We could also link subsidies to more stringent animal welfare standards. The taxpayer should not be paying farmers to subject animals to the cruel and unusual punishment that is battery farming.
It is also important to ensure that whatever agricultural subsidies we decide to retain do not end up harming the livelihoods of farmers in the global south. Subsidised British produce must not end up being sold at below cost prices in the markets of Beijing or Bangui.
In theory, the sky is the limit in terms of what we can achieve. In practice, however, we are limited by the blinkers of a myopic political elite constrained by what is considered acceptable to influential landowners.
Campaigners should fight to overcome this and push for a UK food system that is fair and ecologically just, for both producers and consumers.
Alex Scrivener is a policy officer at Global Justice Now, where this post originally appeared.
2 Responses to “Andrea Leadsom should create agricultural policy that doesn’t subsidise the rich – but she won’t”
NHSGP
How do you do that when the CAP is in place?
Michael WALKER
It’s all very well pushing to reduce subsidies and adopting “more stringent animal welfare standards”.
I assume the writer has a plan to impose those standards on those producing food outside the UK and exporting to the UK. If not, then goodbye UK agriculture.

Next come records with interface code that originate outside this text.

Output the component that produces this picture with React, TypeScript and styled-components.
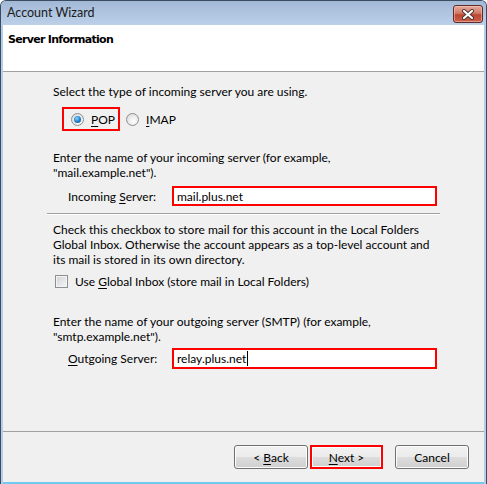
import React from 'react';
import styled, { createGlobalStyle } from 'styled-components';

const GlobalStyle = createGlobalStyle`
    html, body {
        margin: 0;
        padding: 0;
        background: #ffffff;
    }
    body {
        font-family: Lato, 'Noto Sans', sans-serif;
        font-size: 12px;
        color: #000;
    }
    * {
        box-sizing: border-box;
    }
`;

const Window = styled.div`
    width: 487px;
    height: 484px;
    display: flex;
    flex-direction: column;
    border: 1px solid #3b4b60;
    border-bottom: none;
    border-radius: 6px 6px 0 0;
    background: #b4cde8;
    overflow: hidden;
`;

const TitleBar = styled.div`
    height: 24px;
    flex: none;
    display: flex;
    align-items: flex-start;
    padding: 0 3px 0 6px;
    background: linear-gradient(#a2b9d6, #bcd0e9);
`;

const TitleText = styled.span`
    line-height: 24px;
    font-size: 12.5px;
    color: #1b1b1b;
`;

const CloseButton = styled.div`
    margin: 4px 0 0 auto;
    width: 30px;
    height: 18px;
    display: flex;
    align-items: center;
    justify-content: center;
    border: 1px solid #5e2a24;
    border-radius: 3px;
    background: linear-gradient(#e6aa9c, #d27a66 45%, #bd4630 55%, #c9614c);
    box-shadow: inset 0 0 0 1px rgba(255, 210, 200, 0.5);
`;

const Client = styled.div`
    height: 457px;
    flex: none;
    display: flex;
    flex-direction: column;
    margin: 0 2px;
    background: #f0f0f0;
    box-shadow: 0 3px 0 #6fcaee;
`;

const Header = styled.div`
    height: 47px;
    flex: none;
    padding: 8px 0 0 5px;
    background: #fff;
    border-bottom: 1px solid #a0a0a0;
`;

const HeaderTitle = styled.div`
    font-family: 'DejaVu Sans', sans-serif;
    font-weight: bold;
    font-size: 11px;
    letter-spacing: -0.7px;
    line-height: 14px;
`;

const Body = styled.div`
    flex: 1;
    padding: 12px 0 0 50px;
    display: flex;
    flex-direction: column;
`;

const Text = styled.div<{ $top: number }>`
    line-height: 15px;
    margin-top: ${(p) => p.$top}px;
    white-space: nowrap;
`;

const RadioRow = styled.div`
    display: flex;
    align-items: center;
    height: 24px;
    margin: 8px 0 0 9px;
`;

const Highlight = styled.div`
    display: flex;
    align-items: center;
    width: 58px;
    height: 24px;
    padding-left: 7px;
    border: 2px solid #ff0000;
`;

const Option = styled.label`
    display: flex;
    align-items: center;
    gap: 7px;
    margin-left: 6px;
    &:first-child {
        margin-left: 0;
    }
`;

const Radio = styled.span<{ $checked?: boolean }>`
    width: 13px;
    height: 13px;
    border-radius: 50%;
    border: 1px solid #8c8e91;
    background: radial-gradient(circle at 60% 65%, #ffffff 0%, #e8e8e8 55%, #cfd1d4 100%);
    display: flex;
    align-items: center;
    justify-content: center;
    &::after {
        content: '';
        display: ${(p) => (p.$checked ? 'block' : 'none')};
        width: 7px;
        height: 7px;
        border-radius: 50%;
        background: radial-gradient(circle at 40% 35%, #8fd3ff 0%, #2a8ad6 45%, #0b3f7a 100%);
    }
`;

const Key = styled.span`
    text-decoration: underline;
    text-underline-offset: 2px;
`;

const FieldRow = styled.div<{ $top: number; $h: number }>`
    display: flex;
    align-items: center;
    margin-top: ${(p) => p.$top}px;
    height: ${(p) => p.$h}px;
    padding-left: 15px;
`;

const FieldLabel = styled.span`
    width: 104px;
    flex: none;
`;

const FieldBox = styled.div`
    width: 265px;
    height: 100%;
    display: flex;
    align-items: center;
    padding-left: 3px;
    background: #fff;
    border: 2px solid #ff0000;
`;

const Caret = styled.span`
    display: inline-block;
    width: 1px;
    height: 15px;
    margin-left: 1px;
    background: #000;
`;

const Divider = styled.div<{ $top: number }>`
    margin: ${(p) => p.$top}px 0 0 -6px;
    width: 393px;
    height: 2px;
    border-top: 1px solid #a0a0a0;
    border-bottom: 1px solid #ffffff;
`;

const CheckRow = styled.label`
    display: flex;
    align-items: center;
    gap: 7px;
    height: 15px;
    margin: 7px 0 0 2px;
`;

const Checkbox = styled.span`
    width: 13px;
    height: 13px;
    border: 1px solid #8e8f8f;
    box-shadow: inset 0 0 0 1px #f4f4f4;
    background: linear-gradient(135deg, #cfd3d8, #f6f6f6);
`;

const Footer = styled.div`
    height: 51px;
    flex: none;
    border-top: 1px solid #a0a0a0;
    display: flex;
    align-items: flex-start;
    padding: 13px 15px 0 0;
    justify-content: flex-end;
`;

const Button = styled.button<{ $marked?: boolean; $gap?: number }>`
    width: ${(p) => (p.$marked ? 73 : 74)}px;
    height: 24px;
    margin-left: ${(p) => p.$gap ?? 0}px;
    font: inherit;
    color: #000;
    padding: 0;
    border: ${(p) => (p.$marked ? '2px solid #ff0000' : '1px solid #707070')};
    border-radius: ${(p) => (p.$marked ? 0 : 3)}px;
    background: linear-gradient(#f2f2f2 0%, #ebebeb 50%, #dddddd 51%, #cfcfcf 100%);
    box-shadow: inset 0 0 0 1px #fcfcfc;
`;

export default function App() {
    return (
        <>
            <GlobalStyle />
            <Window>
                <TitleBar>
                    <TitleText>Account Wizard</TitleText>
                    <CloseButton>
                        <svg width="14" height="11" viewBox="0 0 14 11">
                            <path d="M3 2 L11 9 M11 2 L3 9" stroke="#4a3330" strokeWidth="4" strokeLinecap="round" />
                            <path d="M3 2 L11 9 M11 2 L3 9" stroke="#ffffff" strokeWidth="2.2" strokeLinecap="round" />
                        </svg>
                    </CloseButton>
                </TitleBar>
                <Client>
                    <Header>
                        <HeaderTitle>Server Information</HeaderTitle>
                    </Header>
                    <Body>
                        <Text $top={0}>Select the type of incoming server you are using.</Text>
                        <RadioRow>
                            <Highlight>
                                <Option>
                                    <Radio $checked />
                                    <span><Key>P</Key>OP</span>
                                </Option>
                            </Highlight>
                            <Option>
                                <Radio />
                                <span><Key>I</Key>MAP</span>
                            </Option>
                        </RadioRow>
                        <Text $top={19}>
                            Enter the name of your incoming server (for example,
                            <br />
                            "mail.example.net").
                        </Text>
                        <FieldRow $top={6} $h={20}>
                            <FieldLabel>Incoming <Key>S</Key>erver:</FieldLabel>
                            <FieldBox>mail.plus.net</FieldBox>
                        </FieldRow>
                        <Divider $top={7} />
                        <Text $top={7}>
                            Check this checkbox to store mail for this account in the Local Folders
                            <br />
                            Global Inbox. Otherwise the account appears as a top-level account and
                            <br />
                            its mail is stored in its own directory.
                        </Text>
                        <CheckRow>
                            <Checkbox />
                            <span>Use <Key>G</Key>lobal Inbox (store mail in Local Folders)</span>
                        </CheckRow>
                        <Text $top={25}>
                            Enter the name of your outgoing server (SMTP) (for example,
                            <br />
                            "smtp.example.net").
                        </Text>
                        <FieldRow $top={4} $h={21}>
                            <FieldLabel><Key>O</Key>utgoing Server:</FieldLabel>
                            <FieldBox>
                                relay.plus.net
                                <Caret />
                            </FieldBox>
                        </FieldRow>
                    </Body>
                    <Footer>
                        <Button>&lt; <Key>B</Key>ack</Button>
                        <Button $marked $gap={2}><Key>N</Key>ext &gt;</Button>
                        <Button $gap={12}>Cancel</Button>
                    </Footer>
                </Client>
            </Window>
        </>
    );
}
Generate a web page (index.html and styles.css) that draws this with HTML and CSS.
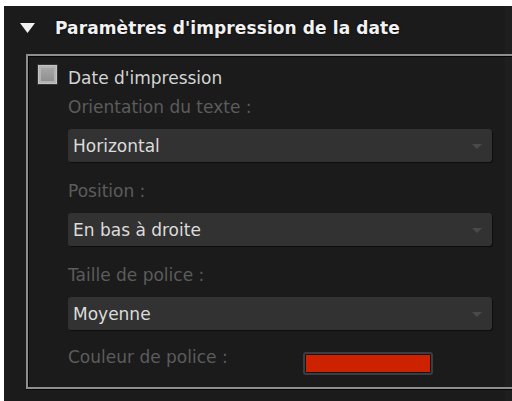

And of course by restricting subsidies to larger farms, the Law of Unintended Consequences will occur. There WILL be sizeable impacts of food output and quality.
I realise that an article like this must by neccessity be short, but if there is no mention of the potential consequences of such actions, I dismiss it as one sided pleading by a zealot..
When you have a Tory Government in power until at least 2020 – and potentially much longer – it would appear sensible to try to persuade them of your cause.
All this article has done is exactly the opposite.